TASK PROMPT:
All the data below goes into the copy word for word, but the pictures don't.

AVAILABLE DATA:
-------
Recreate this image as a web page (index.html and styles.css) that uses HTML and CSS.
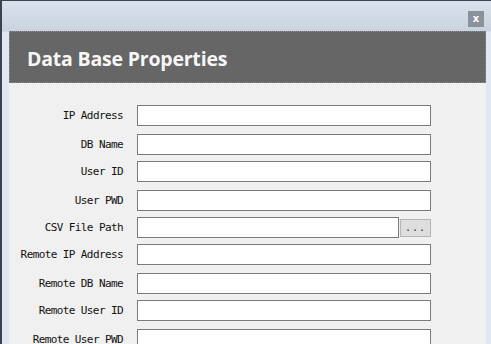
FILE: index.html
```html
<!DOCTYPE html>
<html lang="en">
<head>
    <meta charset="UTF-8">
    <title>Data Base Properties</title>
    <link rel="stylesheet" href="styles.css">
</head>
<body>
    <div class="window">
        <div class="titlebar">
            <button class="close-btn">x</button>
        </div>
        <div class="panel">
            <div class="panel-header">
                <h1>Data Base Properties</h1>
            </div>
            <div class="panel-body">
                <div class="form-row">
                    <label>IP Address</label>
                    <input type="text">
                </div>
                <div class="form-row wide">
                    <label>DB Name</label>
                    <input type="text">
                </div>
                <div class="form-row">
                    <label>User ID</label>
                    <input type="text">
                </div>
                <div class="form-row wide">
                    <label>User PWD</label>
                    <input type="password">
                </div>
                <div class="form-row">
                    <label>CSV File Path</label>
                    <div class="file-pick">
                        <input type="text">
                        <button class="browse-btn">...</button>
                    </div>
                </div>
                <div class="form-row">
                    <label>Remote IP Address</label>
                    <input type="text">
                </div>
                <div class="form-row wide">
                    <label>Remote DB Name</label>
                    <input type="text">
                </div>
                <div class="form-row">
                    <label>Remote User ID</label>
                    <input type="text">
                </div>
                <div class="form-row wide">
                    <label>Remote User PWD</label>
                    <input type="password">
                </div>
            </div>
        </div>
    </div>
</body>
</html>
```

FILE: styles.css
```css
body {
    margin: 0;
    overflow: hidden;
    height: 344px;
    background: #dfe7f1;
    font-family: "DejaVu Sans Mono", monospace;
}

/* outer window frame */
.window {
    height: 100%;
    border-top: 1px solid #3d434c;
    border-left: 2px solid #3d434c;
    background: linear-gradient(#d9e2ec, #c8d3df 30px, #dfe7f1 31px);
    box-sizing: border-box;
}

.titlebar {
    height: 30px;
    display: flex;
    justify-content: flex-end;
    align-items: flex-start;
    padding-right: 7px;
}

.close-btn {
    margin-top: 10px;
    width: 16px;
    height: 16px;
    padding: 0;
    border: none;
    background-color: #8b929b;
    color: #fff;
    font-family: "DejaVu Sans", sans-serif;
    font-size: 10px;
    font-weight: bold;
    line-height: 14px;
}

/* Main panel */
.panel {
    margin: 0 5px 0 7px;
    height: 313px;
    background-color: #f0f0f0;
}

.panel-header {
    height: 50px;
    background-color: #666;
    border: 1px dotted #8e8e8e;
    display: flex;
    align-items: center;
    padding-left: 17px;
}

.panel-header h1 {
    margin: 2px 0 0 0;
    font-family: "Open Sans", sans-serif;
    font-size: 19.5px;
    font-weight: bold;
    color: #f6f6f6;
    letter-spacing: -0.2px;
}

.panel-body {
    padding-top: 22px;
}

.form-row {
    display: grid;
    grid-template-columns: 114px 294px;
    column-gap: 14px;
    align-items: center;
    height: 21px;
    margin-top: 6px;
}

.form-row:first-child {
    margin-top: 0;
}

.form-row.wide {
    margin-top: 8px;
}

.form-row label {
    text-align: right;
    font-size: 11px;
    letter-spacing: -0.6px;
    color: #111;
    white-space: nowrap;
}

.form-row input {
    height: 21px;
    width: 100%;
    box-sizing: border-box;
    margin: 0;
    border: 1px solid #7a7a7a;
    background: #fff;
    padding: 0 3px;
}

.file-pick {
    display: flex;
    align-items: center;
    gap: 1px;
}

.file-pick input {
    width: 262px;
}

.browse-btn {
    width: 31px;
    height: 18px;
    margin-top: 1px;
    padding: 0;
    border: 1px solid #b5b5b5;
    background-color: #dedede;
    font-family: "Liberation Mono", monospace;
    font-size: 10px;
    color: #222;
    letter-spacing: 1px;
}
```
-------
RESPONSE BELOW:
Recreate this image as a web page (index.html and styles.css) that uses HTML and CSS.
FILE: index.html
```html
<!DOCTYPE html>
<html lang="en">
<head>
    <meta charset="UTF-8">
    <title>Data Base Properties</title>
    <link rel="stylesheet" href="styles.css">
</head>
<body>
    <div class="window">
        <div class="titlebar">
            <button class="close-btn">x</button>
        </div>
        <div class="panel">
            <div class="panel-header">
                <h1>Data Base Properties</h1>
            </div>
            <div class="panel-body">
                <div class="form-row">
                    <label>IP Address</label>
                    <input type="text">
                </div>
                <div class="form-row wide">
                    <label>DB Name</label>
                    <input type="text">
                </div>
                <div class="form-row">
                    <label>User ID</label>
                    <input type="text">
                </div>
                <div class="form-row wide">
                    <label>User PWD</label>
                    <input type="password">
                </div>
                <div class="form-row">
                    <label>CSV File Path</label>
                    <div class="file-pick">
                        <input type="text">
                        <button class="browse-btn">...</button>
                    </div>
                </div>
                <div class="form-row">
                    <label>Remote IP Address</label>
                    <input type="text">
                </div>
                <div class="form-row wide">
                    <label>Remote DB Name</label>
                    <input type="text">
                </div>
                <div class="form-row">
                    <label>Remote User ID</label>
                    <input type="text">
                </div>
                <div class="form-row wide">
                    <label>Remote User PWD</label>
                    <input type="password">
                </div>
            </div>
        </div>
    </div>
</body>
</html>
```

FILE: styles.css
```css
body {
    margin: 0;
    overflow: hidden;
    height: 344px;
    background: #dfe7f1;
    font-family: "DejaVu Sans Mono", monospace;
}

/* outer window frame */
.window {
    height: 100%;
    border-top: 1px solid #3d434c;
    border-left: 2px solid #3d434c;
    background: linear-gradient(#d9e2ec, #c8d3df 30px, #dfe7f1 31px);
    box-sizing: border-box;
}

.titlebar {
    height: 30px;
    display: flex;
    justify-content: flex-end;
    align-items: flex-start;
    padding-right: 7px;
}

.close-btn {
    margin-top: 10px;
    width: 16px;
    height: 16px;
    padding: 0;
    border: none;
    background-color: #8b929b;
    color: #fff;
    font-family: "DejaVu Sans", sans-serif;
    font-size: 10px;
    font-weight: bold;
    line-height: 14px;
}

/* Main panel */
.panel {
    margin: 0 5px 0 7px;
    height: 313px;
    background-color: #f0f0f0;
}

.panel-header {
    height: 50px;
    background-color: #666;
    border: 1px dotted #8e8e8e;
    display: flex;
    align-items: center;
    padding-left: 17px;
}

.panel-header h1 {
    margin: 2px 0 0 0;
    font-family: "Open Sans", sans-serif;
    font-size: 19.5px;
    font-weight: bold;
    color: #f6f6f6;
    letter-spacing: -0.2px;
}

.panel-body {
    padding-top: 22px;
}

.form-row {
    display: grid;
    grid-template-columns: 114px 294px;
    column-gap: 14px;
    align-items: center;
    height: 21px;
    margin-top: 6px;
}

.form-row:first-child {
    margin-top: 0;
}

.form-row.wide {
    margin-top: 8px;
}

.form-row label {
    text-align: right;
    font-size: 11px;
    letter-spacing: -0.6px;
    color: #111;
    white-space: nowrap;
}

.form-row input {
    height: 21px;
    width: 100%;
    box-sizing: border-box;
    margin: 0;
    border: 1px solid #7a7a7a;
    background: #fff;
    padding: 0 3px;
}

.file-pick {
    display: flex;
    align-items: center;
    gap: 1px;
}

.file-pick input {
    width: 262px;
}

.browse-btn {
    width: 31px;
    height: 18px;
    margin-top: 1px;
    padding: 0;
    border: 1px solid #b5b5b5;
    background-color: #dedede;
    font-family: "Liberation Mono", monospace;
    font-size: 10px;
    color: #222;
    letter-spacing: 1px;
}
```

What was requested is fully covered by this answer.